For now I'm stuck in New Jersey, where people pump your gas for you. These gas station attendants almost all think it's the funniest thing in the universe to see someone like me behind the wheel of something like that. Every. Single. Time. Once in Maryland I tried to park at a Panera with it and took so long to get it right that my friends had enough time to go in, see that the line was too long, and decide to just split up and get food elsewhere before I could get it in the space.
Half the time it doesn't even fit all the way into a parking space. If it were actually my vehicle it would definitely be a lot smaller and more sensible on gas. I am probably going to write a serious children's book about being relatively short and driving an obscenely large truck. Worse comes to worse I can sell it to gas station attendants in all two states that have them.
Anyway, about a week ago my dad actually used his own truck to take some garbage out to the dumpster on his other property. That's when a freak accident occurred! Here's what went down in the art style of Bruno Bozzetto:
It was a classic example of normal human drives truck on empty road, crazy idiot swerves normal human into only parked car on entire shoulder, crazy idiot does not stop at all and just drives off like a jerk. You know how these things go. The truck sustained internal damage that we thought was just a cracked steering column, so he got his friend the mechanic to tow it down to his shop and fix it up.

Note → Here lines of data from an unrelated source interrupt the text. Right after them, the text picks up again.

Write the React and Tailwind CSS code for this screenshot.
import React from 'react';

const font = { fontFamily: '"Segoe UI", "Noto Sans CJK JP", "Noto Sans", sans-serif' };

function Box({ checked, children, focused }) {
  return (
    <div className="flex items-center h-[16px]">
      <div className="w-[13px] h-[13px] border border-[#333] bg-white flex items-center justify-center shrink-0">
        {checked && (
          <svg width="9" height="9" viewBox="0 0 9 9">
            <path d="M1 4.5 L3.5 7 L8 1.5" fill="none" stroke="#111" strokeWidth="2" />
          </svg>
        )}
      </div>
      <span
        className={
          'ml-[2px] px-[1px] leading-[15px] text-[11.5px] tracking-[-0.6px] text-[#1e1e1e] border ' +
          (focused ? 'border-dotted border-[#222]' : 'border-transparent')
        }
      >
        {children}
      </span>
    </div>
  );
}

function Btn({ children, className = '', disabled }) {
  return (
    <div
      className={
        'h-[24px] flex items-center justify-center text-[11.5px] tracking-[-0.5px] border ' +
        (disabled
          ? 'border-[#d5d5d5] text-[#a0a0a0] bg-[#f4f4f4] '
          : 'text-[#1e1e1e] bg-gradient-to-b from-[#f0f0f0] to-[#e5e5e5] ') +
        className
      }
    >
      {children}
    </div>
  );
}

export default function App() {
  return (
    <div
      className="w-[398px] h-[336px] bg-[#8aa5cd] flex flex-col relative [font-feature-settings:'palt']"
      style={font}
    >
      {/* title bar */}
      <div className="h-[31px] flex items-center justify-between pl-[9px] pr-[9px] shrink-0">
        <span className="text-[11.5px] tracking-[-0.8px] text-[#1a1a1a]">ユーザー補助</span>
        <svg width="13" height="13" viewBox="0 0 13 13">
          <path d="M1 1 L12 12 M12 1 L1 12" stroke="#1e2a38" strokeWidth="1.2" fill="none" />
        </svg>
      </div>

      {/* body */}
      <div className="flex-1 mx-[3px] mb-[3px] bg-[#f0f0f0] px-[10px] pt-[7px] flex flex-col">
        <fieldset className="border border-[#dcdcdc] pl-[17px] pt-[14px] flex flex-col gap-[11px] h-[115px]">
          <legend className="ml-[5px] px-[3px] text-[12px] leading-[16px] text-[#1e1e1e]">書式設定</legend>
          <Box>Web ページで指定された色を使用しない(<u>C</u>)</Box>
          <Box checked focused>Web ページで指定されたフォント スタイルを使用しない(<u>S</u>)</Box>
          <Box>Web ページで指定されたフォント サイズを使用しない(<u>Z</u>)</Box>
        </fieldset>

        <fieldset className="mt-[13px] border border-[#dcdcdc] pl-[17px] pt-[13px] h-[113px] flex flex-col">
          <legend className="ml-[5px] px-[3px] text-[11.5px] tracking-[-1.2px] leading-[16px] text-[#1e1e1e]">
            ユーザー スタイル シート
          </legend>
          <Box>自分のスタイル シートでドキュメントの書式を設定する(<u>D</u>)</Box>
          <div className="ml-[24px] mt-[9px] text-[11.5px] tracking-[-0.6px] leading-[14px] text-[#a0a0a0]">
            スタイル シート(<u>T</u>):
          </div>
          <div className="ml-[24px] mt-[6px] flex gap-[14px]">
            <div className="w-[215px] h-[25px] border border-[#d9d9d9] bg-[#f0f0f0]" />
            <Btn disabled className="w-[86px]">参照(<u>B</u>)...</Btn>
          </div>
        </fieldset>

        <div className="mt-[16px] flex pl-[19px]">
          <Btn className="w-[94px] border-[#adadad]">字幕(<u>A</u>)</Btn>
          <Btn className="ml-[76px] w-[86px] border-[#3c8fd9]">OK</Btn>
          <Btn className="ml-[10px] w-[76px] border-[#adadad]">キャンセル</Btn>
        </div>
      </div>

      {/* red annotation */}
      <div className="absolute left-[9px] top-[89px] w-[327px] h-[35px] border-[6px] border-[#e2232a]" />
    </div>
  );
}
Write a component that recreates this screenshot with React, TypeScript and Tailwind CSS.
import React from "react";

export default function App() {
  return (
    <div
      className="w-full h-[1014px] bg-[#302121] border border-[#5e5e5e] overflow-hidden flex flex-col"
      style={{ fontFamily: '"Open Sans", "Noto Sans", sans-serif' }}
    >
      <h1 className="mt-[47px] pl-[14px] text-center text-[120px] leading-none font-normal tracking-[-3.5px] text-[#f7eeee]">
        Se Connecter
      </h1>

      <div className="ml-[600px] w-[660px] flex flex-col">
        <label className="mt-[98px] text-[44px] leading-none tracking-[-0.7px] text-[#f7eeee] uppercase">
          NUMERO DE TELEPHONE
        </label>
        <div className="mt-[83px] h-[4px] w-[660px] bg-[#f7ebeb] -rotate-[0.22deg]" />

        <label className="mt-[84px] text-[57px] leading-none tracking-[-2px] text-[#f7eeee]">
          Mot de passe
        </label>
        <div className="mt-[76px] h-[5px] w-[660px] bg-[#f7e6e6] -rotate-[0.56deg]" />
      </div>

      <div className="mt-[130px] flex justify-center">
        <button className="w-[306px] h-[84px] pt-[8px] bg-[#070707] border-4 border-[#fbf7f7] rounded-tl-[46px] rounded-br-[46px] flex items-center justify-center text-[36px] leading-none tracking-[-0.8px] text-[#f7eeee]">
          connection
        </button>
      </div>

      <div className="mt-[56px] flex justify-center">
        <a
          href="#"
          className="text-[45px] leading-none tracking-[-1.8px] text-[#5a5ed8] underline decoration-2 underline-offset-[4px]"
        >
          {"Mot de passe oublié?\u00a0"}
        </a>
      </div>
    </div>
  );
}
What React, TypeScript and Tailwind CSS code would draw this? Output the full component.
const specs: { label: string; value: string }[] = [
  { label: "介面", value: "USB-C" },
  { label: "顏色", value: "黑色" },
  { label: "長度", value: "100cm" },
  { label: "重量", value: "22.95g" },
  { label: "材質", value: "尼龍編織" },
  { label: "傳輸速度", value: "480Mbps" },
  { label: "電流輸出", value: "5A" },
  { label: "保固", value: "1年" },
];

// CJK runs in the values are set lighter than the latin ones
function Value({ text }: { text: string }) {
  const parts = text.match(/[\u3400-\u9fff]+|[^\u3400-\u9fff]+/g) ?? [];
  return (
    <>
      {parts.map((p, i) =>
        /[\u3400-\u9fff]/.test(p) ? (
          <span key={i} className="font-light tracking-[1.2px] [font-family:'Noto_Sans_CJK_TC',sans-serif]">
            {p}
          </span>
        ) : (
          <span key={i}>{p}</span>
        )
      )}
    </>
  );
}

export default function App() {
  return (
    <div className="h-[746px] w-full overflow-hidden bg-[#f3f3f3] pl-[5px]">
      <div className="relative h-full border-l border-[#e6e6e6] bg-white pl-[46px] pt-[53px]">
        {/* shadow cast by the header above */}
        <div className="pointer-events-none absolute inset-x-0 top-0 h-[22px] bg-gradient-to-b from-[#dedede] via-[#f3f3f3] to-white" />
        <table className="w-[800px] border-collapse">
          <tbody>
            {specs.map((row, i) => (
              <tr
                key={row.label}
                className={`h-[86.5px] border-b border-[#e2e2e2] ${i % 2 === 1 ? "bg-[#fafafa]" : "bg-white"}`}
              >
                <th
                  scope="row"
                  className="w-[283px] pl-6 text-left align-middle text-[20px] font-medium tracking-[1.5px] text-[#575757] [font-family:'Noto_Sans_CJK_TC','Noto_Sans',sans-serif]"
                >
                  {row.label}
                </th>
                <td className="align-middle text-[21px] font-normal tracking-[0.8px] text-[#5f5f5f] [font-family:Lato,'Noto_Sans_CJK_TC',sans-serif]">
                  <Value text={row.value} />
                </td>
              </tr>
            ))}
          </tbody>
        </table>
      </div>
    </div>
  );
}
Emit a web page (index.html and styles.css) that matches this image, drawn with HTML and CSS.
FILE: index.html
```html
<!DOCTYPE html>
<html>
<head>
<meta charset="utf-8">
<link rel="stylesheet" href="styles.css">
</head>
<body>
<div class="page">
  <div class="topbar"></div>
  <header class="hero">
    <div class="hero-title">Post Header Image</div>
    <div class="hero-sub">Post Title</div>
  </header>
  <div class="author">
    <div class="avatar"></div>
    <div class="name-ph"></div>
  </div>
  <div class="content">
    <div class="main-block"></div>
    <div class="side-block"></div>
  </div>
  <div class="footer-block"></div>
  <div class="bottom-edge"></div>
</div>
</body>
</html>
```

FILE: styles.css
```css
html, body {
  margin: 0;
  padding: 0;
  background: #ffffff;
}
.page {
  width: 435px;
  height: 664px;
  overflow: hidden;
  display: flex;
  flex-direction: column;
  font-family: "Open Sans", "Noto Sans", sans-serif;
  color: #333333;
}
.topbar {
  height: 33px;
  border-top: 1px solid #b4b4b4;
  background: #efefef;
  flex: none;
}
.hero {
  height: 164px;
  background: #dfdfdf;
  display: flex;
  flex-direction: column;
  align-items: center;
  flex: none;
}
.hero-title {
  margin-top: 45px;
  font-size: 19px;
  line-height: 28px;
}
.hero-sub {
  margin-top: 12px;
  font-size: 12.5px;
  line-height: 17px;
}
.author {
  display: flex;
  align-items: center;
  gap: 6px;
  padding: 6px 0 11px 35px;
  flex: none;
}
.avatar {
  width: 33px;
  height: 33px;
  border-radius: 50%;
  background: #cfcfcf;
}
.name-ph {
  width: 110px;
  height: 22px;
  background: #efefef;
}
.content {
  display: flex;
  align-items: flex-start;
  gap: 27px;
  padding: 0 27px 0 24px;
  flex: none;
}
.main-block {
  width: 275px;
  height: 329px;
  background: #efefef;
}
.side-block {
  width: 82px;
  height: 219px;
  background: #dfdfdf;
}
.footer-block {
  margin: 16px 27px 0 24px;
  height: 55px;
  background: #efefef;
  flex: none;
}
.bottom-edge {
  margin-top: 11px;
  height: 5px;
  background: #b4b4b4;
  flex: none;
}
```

We thought it would only be like a week tops. They'd put in a new steering column and fix up the dents and badda-bing, here's your absurdly large vehicle back. I mean, I had places to go. Jobs to bag. Chums to see.
Unfortunately, this wasn't the case. A week turned into a week and a half and My Dad's Friend The Mechanic found he was having trouble aligning the truck to finish the job. He had to call in a specialist, who incidentally, happened to also be a friend of my dad's. This is just one of those towns where everyone's all in everyone else's business. Heck, I'm sure if I ever cared enough to get a boyfriend in this state, my dad would know who it was before I would, so many people know my dad.
So for now I am stranded here--stranded here moreso than I was up until this point--for 2 to 3 weeks. That means the Christmas decorations will be up until about Valentine's Day. Typically, my dad uses whatever truck he has at the time to take them to storage after the holiday season. That's the Gasellschaft for you. Can't live with it, can't live without it.
The good news?
I DON'T HAVE ANY CAVITIES!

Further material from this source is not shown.